EX-99.4 9 w80859exv99w4.htm EX-99.4 exv99w4
EXHIBIT 99.4
Independent Registered Public Accounting Firm Services Policy
The Audit Committee of the Board of Directors of Wilmington Trust Corporation and its subsidiaries (collectively, the “Company”) reviews regularly all services provided to the Company by its independent registered public accounting firm (the “Auditor”). In light of recent public concerns regarding non-audit services provided to companies by their Auditor and requirements imposed by the Sarbanes-Oxley Act, the Securities and Exchange Commission, and the New York Stock Exchange, the Audit Committee of the Company’s Board of Directors has adopted the following policy regarding services provided by the Auditor.
The Audit Committee has agreed that the following services may be procured from the Auditor without further prior approval of the Audit Committee:
1.   Annual consolidated and subsidiary financial statement audits, including reviews of unaudited quarterly consolidated financial statements and procedures developed in response to new or pending pronouncements by governing authorities, such as the Public Company Accounting Oversight Board, the Financial Accounting Standards Board, the American Institute of Certified Public Accountants, the Securities and Exchange Commission, or the New York Stock Exchange;
2.   Statement of Auditing Standards No. 70 Report of the Company’s Corporate Retirement and Custody Services Division and Wealth Advisory Services Business Line;
3.   Annual financial statements audits of the Company’s defined benefit, defined contribution and other employee benefit plans, and common and short-term trust funds;
4.   Review of audits of the Company’s affiliates;
5.   Tax compliance assistance in preparing the Company’s federal and state income tax returns;
6.   Tax planning research;
7.   Reports on the effectiveness of internal controls required by FDICIA and/or the Sarbanes-Oxley Act; and
8.   Consents and comfort letters required for the Company’s filings under the 1933 Securities Act and the 1934 Securities and Exchange Act.
All such services provided by the Auditor shall be reported to the Audit Committee at its next meeting. It is the intent of the Audit Committee to adhere to these listed services being provided by the Auditor. However, the Audit Committee is willing to consider a recommendation by the Company’s management as to a specific service if management believes that the provision of such services would not compromise the Auditor’s independence.

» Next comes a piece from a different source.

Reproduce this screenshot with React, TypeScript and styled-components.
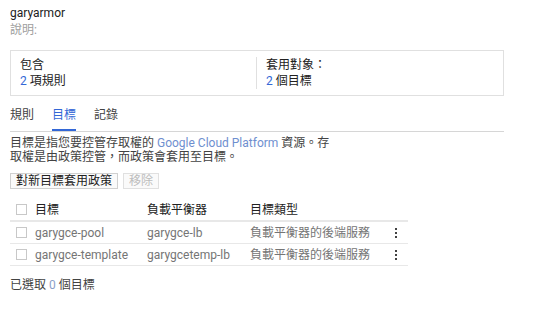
import React from 'react';
import styled, { createGlobalStyle } from 'styled-components';

const GlobalStyle = createGlobalStyle`
  body {
    margin: 0;
    background: #fff;
    font-family: Roboto, "Noto Sans CJK TC", sans-serif;
    font-size: 12px;
    line-height: 14px;
    color: #212121;
  }
`;

const Page = styled.div`
  padding: 5px 10px 0 10px;
  width: 494px;
`;

const Title = styled.div`
  font-size: 12px;
  line-height: 17px;
`;

const Subtle = styled.div`
  color: #9e9e9e;
  line-height: 17px;
`;

const SummaryBox = styled.div`
  margin-top: 11px;
  border: 1px solid #e0e0e0;
  display: grid;
  grid-template-columns: 1fr 1fr;
  padding: 6px 0;
`;

const SummaryCell = styled.div<{ $divider?: boolean }>`
  padding: 0 9px;
  line-height: 16px;
  border-left: ${(p) => (p.$divider ? '1px solid #e0e0e0' : 'none')};
  margin-left: ${(p) => (p.$divider ? '-1px' : '0')};
`;

const Num = styled.span`
  color: #3367d6;
`;

const Tabs = styled.div`
  margin-top: 11px;
  display: flex;
  border-bottom: 1px solid #d6d6d6;
`;

const Tab = styled.div<{ $active?: boolean }>`
  font-size: 12px;
  line-height: 16px;
  padding: 0 0 6px 0;
  margin-right: 18px;
  color: ${(p) => (p.$active ? '#3367d6' : '#424242')};
  border-bottom: 2px solid ${(p) => (p.$active ? '#3367d6' : 'transparent')};
`;

const Description = styled.p`
  margin: 4px 0 0 0;
  width: 326px;
  line-height: 14px;
  color: #424242;
`;

const Link = styled.span`
  color: #6f8fcf;
`;

const Actions = styled.div`
  margin-top: 9px;
  display: flex;
  gap: 5px;
`;

const Button = styled.button`
  font-family: inherit;
  font-size: 12px;
  line-height: 14px;
  padding: 0 5px;
  height: 16px;
  background: #fafafa;
  border: 1px solid #d0d0d0;
  border-radius: 0;
  color: #212121;
  &:disabled {
    color: #bdbdbd;
    background: #fafafa;
    border-color: #e0e0e0;
  }
`;

const Table = styled.div`
  margin-top: 10px;
  width: 398px;
`;

const Row = styled.div<{ $head?: boolean }>`
  display: grid;
  grid-template-columns: 25px 112px 103px 141px 17px;
  align-items: center;
  height: 21px;
  border-bottom: ${(p) => (p.$head ? '2px' : '1px')} solid #e8e8e8;
  color: ${(p) => (p.$head ? '#212121' : '#757575')};
`;

const Box = styled.span`
  display: inline-block;
  width: 9px;
  height: 9px;
  border: 1px solid #c8c8c8;
  margin-left: 6px;
`;

const Kebab = styled.svg`
  display: block;
  margin-left: 3px;
`;

const Footer = styled.div`
  margin-top: 12px;
  color: #424242;
`;

const FooterNum = styled.span`
  color: #8aa0c8;
`;

const rows = [
  { name: 'garygce-pool', lb: 'garygce-lb', type: '負載平衡器的後端服務' },
  { name: 'garygce-template', lb: 'garygcetemp-lb', type: '負載平衡器的後端服務' },
];

const App = () => {
  return (
    <Page>
      <GlobalStyle />
      <Title>garyarmor</Title>
      <Subtle>說明:</Subtle>
      <SummaryBox>
        <SummaryCell>
          <div>包含</div>
          <div>
            <Num>2</Num> 項規則
          </div>
        </SummaryCell>
        <SummaryCell $divider>
          <div>套用對象：</div>
          <div>
            <Num>2</Num> 個目標
          </div>
        </SummaryCell>
      </SummaryBox>
      <Tabs>
        <Tab>規則</Tab>
        <Tab $active>目標</Tab>
        <Tab>記錄</Tab>
      </Tabs>
      <Description>
        目標是指您要控管存取權的 <Link>Google Cloud Platform</Link> 資源。存取權是由政策控管，而政策會套用至目標。
      </Description>
      <Actions>
        <Button>對新目標套用政策</Button>
        <Button disabled>移除</Button>
      </Actions>
      <Table>
        <Row $head>
          <Box />
          <span>目標</span>
          <span>負載平衡器</span>
          <span>目標類型</span>
          <span />
        </Row>
        {rows.map((r) => (
          <Row key={r.name}>
            <Box />
            <span>{r.name}</span>
            <span>{r.lb}</span>
            <span>{r.type}</span>
            <Kebab width="4" height="12" viewBox="0 0 4 12">
              <rect x="1" y="1" width="2" height="2" fill="#424242" />
              <rect x="1" y="5" width="2" height="2" fill="#424242" />
              <rect x="1" y="9" width="2" height="2" fill="#424242" />
            </Kebab>
          </Row>
        ))}
      </Table>
      <Footer>
        已選取 <FooterNum>0</FooterNum> 個目標
      </Footer>
    </Page>
  );
};

export default App;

Any engagement of the Auditor for the performance of “consulting services” other than the services listed above shall be reviewed by the Audit Committee prior to engagement. Situations requiring urgency may be authorized by the Committee Chair. In no circumstance will the Auditor be engaged to provide services prohibited by the Sarbanes-Oxley Act or its implementing regulations, including financial information systems design and implementation, or to prepare personal tax returns of any of the Company’s executive officers.